# ChampCar dumps Laguna Seca



## LmtdSlip (May 28, 2003)

> CHAMP CAR WORLD SERIES ISSUES STATEMENT CONCERNING THE EXCLUSION OF MAZDA RACEWAY LAGUNA SECA FROM 2005 SERIES SCHEDULE
> 
> INDIANAPOLIS (January 21, 2005) - What follows is a statement from the Champ Car World Series concerning today's announcement that the Bridgestone Presents The Champ Car World Series Powered by Ford will not be running at Mazda Raceway Laguna Seca during the 2005 season. If used in print, the statement should be attributed to Champ Car Executive Vice-President of Development, Governmental Affairs and Planning Joe Chrnelich.
> 
> ...


Once again ChampCar manages to alineate its fans over a money squabble.  :tsk:

You think Tony George has called LS management yet?


----------



## Cliff (Apr 19, 2002)

Alienate Laguna Seca track management mostly - the race will be held on city streets in San Jose next summer: http://www.sanjosegrandprix.com/main.html


----------



## SergioK (Aug 14, 2002)

I blame development (of the surrounding area). Remember Riverside Raceway?


----------



## racerdave (Sep 15, 2003)

Road America was toast earlier in the year. I think it comes down to Champ Car and the promoters not agreeing on terms. Man, top-level, open-wheel racing is really screwed up in the US. (sprint cars and midgets not included... they actually seem to know what their game is and who their audience is)

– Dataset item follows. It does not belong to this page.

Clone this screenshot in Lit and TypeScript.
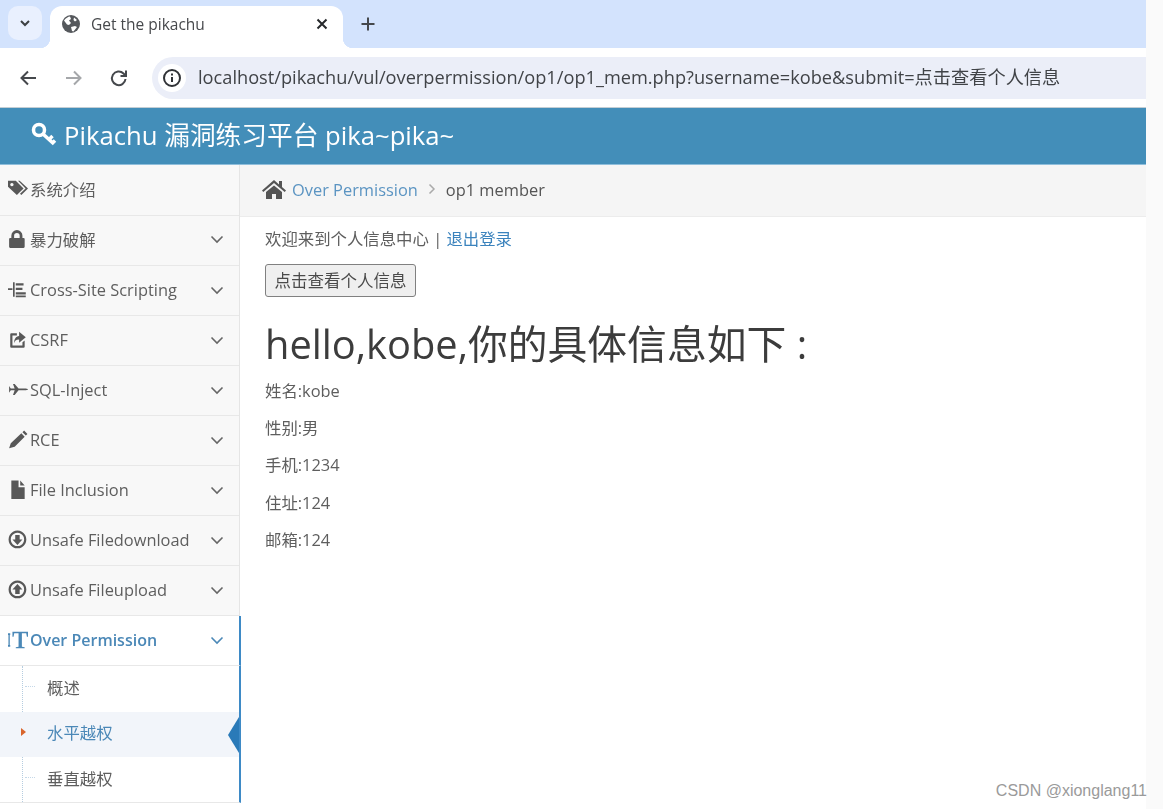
import { LitElement, html, css, svg } from 'lit';
import { customElement } from 'lit/decorators.js';

const icons: Record<string, unknown> = {
  tags: svg`<path d="M0 1.500h7l7 7-6 6-8-7.500z M3.500 3.500a1.500 1.500 0 1 0 .01 0z" fill-rule="evenodd"/><path d="M9 1.500h1.500l7.500 7-6 6-1.200-1.200 5-4.800z"/>`,
  lock: svg`<path d="M2 8h1V6a5 5 0 0 1 10 0v2h1a1 1 0 0 1 1 1v7a1 1 0 0 1-1 1H2a1 1 0 0 1-1-1V9a1 1 0 0 1 1-1zm3.500 0h5V6a2.500 2.500 0 0 0-5 0z"/>`,
  tree: svg`<path d="M0 7.500h4V9H0zM4.500 2H6v13H4.500zM7 3h7v2H7zM7 7h6v2H7zM7 11h9v2H7zM7 14h9v1.500H7z"/>`,
  share: svg`<path d="M10 1.500l6 5-6 5v-3C7 8.500 6 10 5.500 12c0-4 1.500-6 4.500-6.500zM3 3h5v2H4v9h9v-3l2-1.500V15a1 1 0 0 1-1 1H3a1 1 0 0 1-1-1V4a1 1 0 0 1 1-1z"/>`,
  plane: svg`<path d="M1 5.500l1.500 2.200H6L4.500 3.500h1.500l3.500 4.200h5c2 0 3.500.4 3.500.8s-1.500.8-3.500.8h-5L6 13.500H4.500L6 9.300H2.500L1 11.500z"/>`,
  pencil: svg`<path d="M12 3l3 3-9 9-5 1.500L2.500 12zM13 2l1.500-1.500 3 3L16 5z"/>`,
  file: svg`<path d="M3 .5h6.500v6h5.500v10.500H3zM11 .5l4 4.500h-4z"/>`,
  down: svg`<path fill-rule="evenodd" d="M8.500 .5a8 8 0 1 0 .01 0zm0 2a6 6 0 1 1-.01 0zM6.500 4.500h4v4H13l-4.500 5-4.500-5h2.500z"/>`,
  up: svg`<path fill-rule="evenodd" d="M8.500 .5a8 8 0 1 0 .01 0zm0 2a6 6 0 1 1-.01 0zM8.500 3.500l4.500 5h-2.500v4h-4v-4H4z"/>`,
  text: svg`<path d="M0 3h2v1.500h-.4v9H2V15H0v-1.500h.4v-9H0zM4 1.500h14v4.500h-1l-.6-3H12.500v12l2.500.5v1H7v-1l2.500-.5V3H5.600L5 6H4z"/>`,
};

interface Item {
  label: string;
  icon: string;
  arrow?: boolean;
  active?: boolean;
  cjk?: boolean;
}

const items: Item[] = [
  { label: '系统介绍', icon: 'tags', cjk: true },
  { label: '暴力破解', icon: 'lock', arrow: true, cjk: true },
  { label: 'Cross-Site Scripting', icon: 'tree', arrow: true },
  { label: 'CSRF', icon: 'share', arrow: true },
  { label: 'SQL-Inject', icon: 'plane', arrow: true },
  { label: 'RCE', icon: 'pencil', arrow: true },
  { label: 'File Inclusion', icon: 'file', arrow: true },
  { label: 'Unsafe Filedownload', icon: 'down', arrow: true },
  { label: 'Unsafe Fileupload', icon: 'up', arrow: true },
  { label: 'Over Permission', icon: 'text', arrow: true, active: true },
];

const details = ['姓名:kobe', '性别:男', '手机:1234', '住址:124', '邮箱:124'];

@customElement('app-root')
export class AppRoot extends LitElement {
  static styles = css`
    :host {
      display: block;
      position: relative;
      width: 1163px;
      height: 809px;
      overflow: hidden;
      background: #fafafa;
      font-family: 'Open Sans', 'Noto Sans CJK SC', sans-serif;
      font-size: 16.4px;
      color: #5e5e5e;
    }
    .page {
      width: 1146px;
      height: 809px;
      background: #fff;
      display: flex;
      flex-direction: column;
      filter: blur(0.35px);
    }
    .tabs {
      height: 48px;
      flex: none;
      background: #d3e3fd;
      display: flex;
      align-items: flex-start;
      padding: 6px 0 0 8px;
      box-sizing: border-box;
    }
    .tab-menu {
      width: 34px;
      height: 34px;
      background: #e9f0fe;
      border-radius: 10px;
      display: flex;
      align-items: center;
      justify-content: center;
    }
    .tab {
      position: relative;
      width: 293px;
      height: 42px;
      margin-left: 8px;
      background: #fff;
      border-radius: 12px 12px 0 0;
      display: flex;
      align-items: center;
      box-sizing: border-box;
      padding: 0 14px 6px 12px;
      color: #47494c;
      font-size: 15.5px;
    }
    .tab::before,
    .tab::after {
      content: '';
      position: absolute;
      bottom: 0;
      width: 10px;
      height: 10px;
    }
    .tab::before {
      left: -10px;
      background: radial-gradient(circle at 0 0, #d3e3fd 10px, #fff 10.5px);
    }
    .tab::after {
      right: -10px;
      background: radial-gradient(circle at 100% 0, #d3e3fd 10px, #fff 10.5px);
    }
    .tab-title {
      flex: 1;
      margin-left: 11px;
    }
    .new-tab {
      margin: 10px 0 0 17px;
      display: flex;
    }
    .toolbar {
      height: 59px;
      flex: none;
      background: #fff;
      border-radius: 12px 0 0 0;
      display: flex;
      align-items: center;
      padding-left: 18px;
      box-sizing: border-box;
    }
    .nav {
      display: flex;
      gap: 25.5px;
      margin-right: 23px;
    }
    .address {
      flex: 1;
      height: 42px;
      background: #ebeef8;
      border-radius: 21px 0 0 21px;
      display: flex;
      align-items: center;
      padding-left: 6px;
      color: #404347;
      font-size: 18.22px;
      white-space: nowrap;
    }
    .address span {
      padding-bottom: 3px;
    }
    .info {
      width: 28px;
      height: 28px;
      border-radius: 50%;
      background: #fff;
      display: flex;
      align-items: center;
      justify-content: center;
      margin-right: 12px;
    }
    .brand {
      height: 58px;
      flex: none;
      background: #438eb9;
      border-top: 1px solid #c4ced4;
      border-bottom: 1px solid #8fbedb;
      box-sizing: border-box;
      display: flex;
      align-items: center;
      padding: 0 0 5px 31px;
      gap: 7px;
      color: #fff;
      font-size: 25.7px;
    }
    .body {
      flex: 1;
      display: flex;
      min-height: 0;
    }
    .sidebar {
      width: 240px;
      flex: none;
      background: #f8f8f8;
      border-right: 1px solid #e5e5e5;
      box-sizing: border-box;
      height: 638px;
    }
    .row {
      height: 50px;
      display: flex;
      align-items: center;
      box-sizing: border-box;
      border-bottom: 1px solid #e8e8e8;
      padding: 0 15px 2px 8px;
    }
    .row:first-child {
      height: 51px;
    }
    .row.cjk {
      padding-bottom: 3px;
    }
    .row svg.ic {
      width: 20px;
      height: 20px;
      fill: #585858;
      flex: none;
      margin: 0 2px 0 0;
    }
    .row .label {
      flex: 1;
      white-space: nowrap;
    }
    .row.active {
      background: #fff;
      color: #4b88b7;
      font-weight: 600;
      font-size: 16px;
      border-right: 2px solid #3e8ac6;
      width: 241px;
    }
    .row.active svg.ic {
      fill: #4b88b7;
    }
    .sub {
      position: relative;
      background: #fff;
      width: 241px;
      border-right: 2px solid #3e8ac6;
      border-bottom: 1px solid #e8e8e8;
      box-sizing: border-box;
      height: 137px;
    }
    .sub::before {
      content: '';
      position: absolute;
      left: 22px;
      top: 0;
      bottom: 0;
      border-left: 1px dotted #b5cde0;
    }
    .sub-row {
      position: relative;
      height: 45.5px;
      display: flex;
      align-items: center;
      padding: 0 0 4px 47px;
      box-sizing: border-box;
    }
    .sub-row::before {
      content: '';
      position: absolute;
      left: 25px;
      width: 10px;
      border-top: 1px dotted #c5d8e8;
    }
    .sub-row.current {
      background: #f2f5fa;
      color: #4b88b7;
    }
    .sub-row.current::before {
      left: 21px;
      width: 0;
      border: 0;
      border-left: 5px solid #d9652c;
      border-top: 4px solid transparent;
      border-bottom: 4px solid transparent;
    }
    .sub-row.current::after {
      content: '';
      position: absolute;
      right: 0;
      top: 5px;
      border-right: 11px solid #2a7ab8;
      border-top: 18px solid transparent;
      border-bottom: 18px solid transparent;
    }
    .main {
      flex: 1;
      min-width: 0;
    }
    .crumbs {
      height: 52px;
      background: #f5f5f5;
      border-bottom: 1px solid #ececec;
      box-sizing: border-box;
      display: flex;
      align-items: center;
      padding: 0 0 3px 22px;
      color: #555;
    }
    .crumbs a {
      color: #5b94c2;
      margin-left: 6px;
    }
    .crumbs .sep {
      margin: 0 10px;
      display: flex;
    }
    .content {
      padding: 10px 0 0 25px;
    }
    .welcome {
      line-height: 24px;
    }
    .welcome a {
      color: #3b83bd;
    }
    .btn {
      display: block;
      margin-top: 13px;
      width: 151px;
      height: 33px;
      box-sizing: border-box;
      padding: 0 0 2px;
      background: #efefef;
      border: 1px solid #808080;
      border-radius: 3px;
      font: inherit;
      font-size: 16.5px;
      color: #4a4a4a;
    }
    h1 {
      margin: 19px 0 7px;
      font-size: 39.8px;
      font-weight: 400;
      line-height: 56px;
      color: #3c3c3c;
      white-space: nowrap;
    }
    p {
      margin: 0;
      height: 37.2px;
      line-height: 24px;
    }
    .mark {
      position: absolute;
      right: 16px;
      bottom: 9px;
      font-family: 'Liberation Sans', sans-serif;
      font-size: 16px;
      color: #9a9a9a;
    }
  `;

  render() {
    return html`
      <div class="page">
        <div class="tabs">
          <div class="tab-menu">
            <svg width="14" height="14" viewBox="0 0 14 14" fill="none" stroke="#3c4043" stroke-width="2"><path d="M3 5l4 4 4-4"/></svg>
          </div>
          <div class="tab">
            <svg width="18" height="18" viewBox="0 0 18 18">
              <circle cx="9" cy="9" r="9" fill="#55585c"/>
              <path d="M2 5.500c2-2.500 4-3.800 6-4l1 2.500-2 1.500 2 2.500-2 2-2-.5zM9 12l4-1 2 1-3.500 4.500-1.500-.5zM12 2.500l3 2.500-2 1.500-1.500-1.500z" fill="#fff"/>
            </svg>
            <span class="tab-title">Get the pikachu</span>
            <svg width="14" height="14" viewBox="0 0 14 14" stroke="#26282b" stroke-width="2"><path d="M2.500 2.500l9 9M11.500 2.500l-9 9"/></svg>
          </div>
          <div class="new-tab">
            <svg width="16" height="16" viewBox="0 0 16 16" stroke="#45484c" stroke-width="2"><path d="M8 1.500v13M1.500 8h13"/></svg>
          </div>
        </div>
        <div class="toolbar">
          <div class="nav">
            <svg width="20" height="20" viewBox="0 0 20 20" fill="none" stroke="#45484c" stroke-width="2"><path d="M18 10H4M10 3.500L3.500 10l6.500 6.500"/></svg>
            <svg width="20" height="20" viewBox="0 0 20 20" fill="none" stroke="#a5a7aa" stroke-width="2"><path d="M2 10h14M10 3.500l6.500 6.500-6.500 6.500"/></svg>
            <svg width="20" height="20" viewBox="0 0 20 20" fill="none" stroke="#45484c" stroke-width="2"><path d="M16.500 11a6.800 6.800 0 1 1-2-5.500L17 8M17 2.500V8h-5.500"/></svg>
          </div>
          <div class="address">
            <div class="info">
              <svg width="20" height="20" viewBox="0 0 20 20" fill="none" stroke="#303236" stroke-width="2"><circle cx="10" cy="10" r="8"/><path d="M10 9v5M10 5.500v2"/></svg>
            </div>
            <span>localhost/pikachu/vul/overpermission/op1/op1_mem.php?username=kobe&submit=点击查看个人信息</span>
          </div>
        </div>
        <div class="brand">
          <svg width="26" height="24" viewBox="0 0 26 24" fill="none" stroke="#fff" stroke-width="3.500">
            <circle cx="8" cy="8" r="5.500"/>
            <path d="M12 12l11 10M18 17.500l3.500-3.500M21.500 21l2.500-2.500"/>
          </svg>
          <span>Pikachu 漏洞练习平台 pika~pika~</span>
        </div>
        <div class="body">
          <nav class="sidebar">
            ${items.map(
              (it) => html`
                <div class="row ${it.active ? 'active' : ''} ${it.cjk ? 'cjk' : ''}">
                  <svg class="ic" viewBox="0 0 18 18">${icons[it.icon]}</svg>
                  <span class="label">${it.label}</span>
                  ${it.arrow
                    ? html`<svg width="14" height="14" viewBox="0 0 14 14" fill="none" stroke="${it.active ? '#4b88b7' : '#666'}" stroke-width="1.600"><path d="M1.500 4.500L7 10l5.500-5.500"/></svg>`
                    : ''}
                </div>
              `
            )}
            <div class="sub">
              <div class="sub-row">概述</div>
              <div class="sub-row current">水平越权</div>
              <div class="sub-row">垂直越权</div>
            </div>
          </nav>
          <main class="main">
            <div class="crumbs">
              <svg width="24" height="20" viewBox="0 0 24 20" fill="#555"><path d="M12 1l5 4.500V2h3v6l4 3.500-1.300 1.500L12 4 1.300 13 0 11.500zM4 13l8-6.500 8 6.500v7h-6v-5h-4v5H4z"/></svg>
              <a>Over Permission</a>
              <span class="sep"><svg width="8" height="12" viewBox="0 0 8 12" fill="none" stroke="#aaa" stroke-width="1.500"><path d="M1.500 1.500L6 6l-4.500 4.500"/></svg></span>
              <span>op1 member</span>
            </div>
            <div class="content">
              <div class="welcome">欢迎来到个人信息中心 | <a>退出登录</a></div>
              <button class="btn">点击查看个人信息</button>
              <h1>hello,kobe,你的具体信息如下 :</h1>
              ${details.map((d) => html`<p>${d}</p>`)}
            </div>
          </main>
        </div>
      </div>
      <div class="mark">CSDN @xionglang11</div>
    `;
  }
}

I don't see how ChampCar is going to surive, or the IRL, which has basically turned into everything that Tony George bashed CART about when he took his ball and went home in 1996.


----------



## LmtdSlip (May 28, 2003)

Cliff3 said:


> Alienate Laguna Seca track management mostly - the race will be held on city streets in San Jose next summer: http://www.sanjosegrandprix.com/main.html


And fans as well.

If I had to choose between the two venues it would be Laguna Seca by a long shot. Honestly I have very little interest in seeing anymore street races.

There are only a couple that do it well enough and offer enough site lines to make it worth the ticket prices.

Road America is toast again for 2005. So I guess if you want to see a CART race on a road course you have to go to Portland.


----------



## Cliff (Apr 19, 2002)

FWIW, there was a comment in the latest Golden Gate chapter CCA meeting minutes about Laguna Seca's "exorbitant" track fees and also of scheduling issues relating to construction at the facility.


----------



## Aknatar (May 8, 2003)

I thought by track standards Laguna Seca was a bit outdated and cramped and quite dangerous....but awesome racing, remember when Zanardi passed Herta in the last lap of the race a few year back...


----------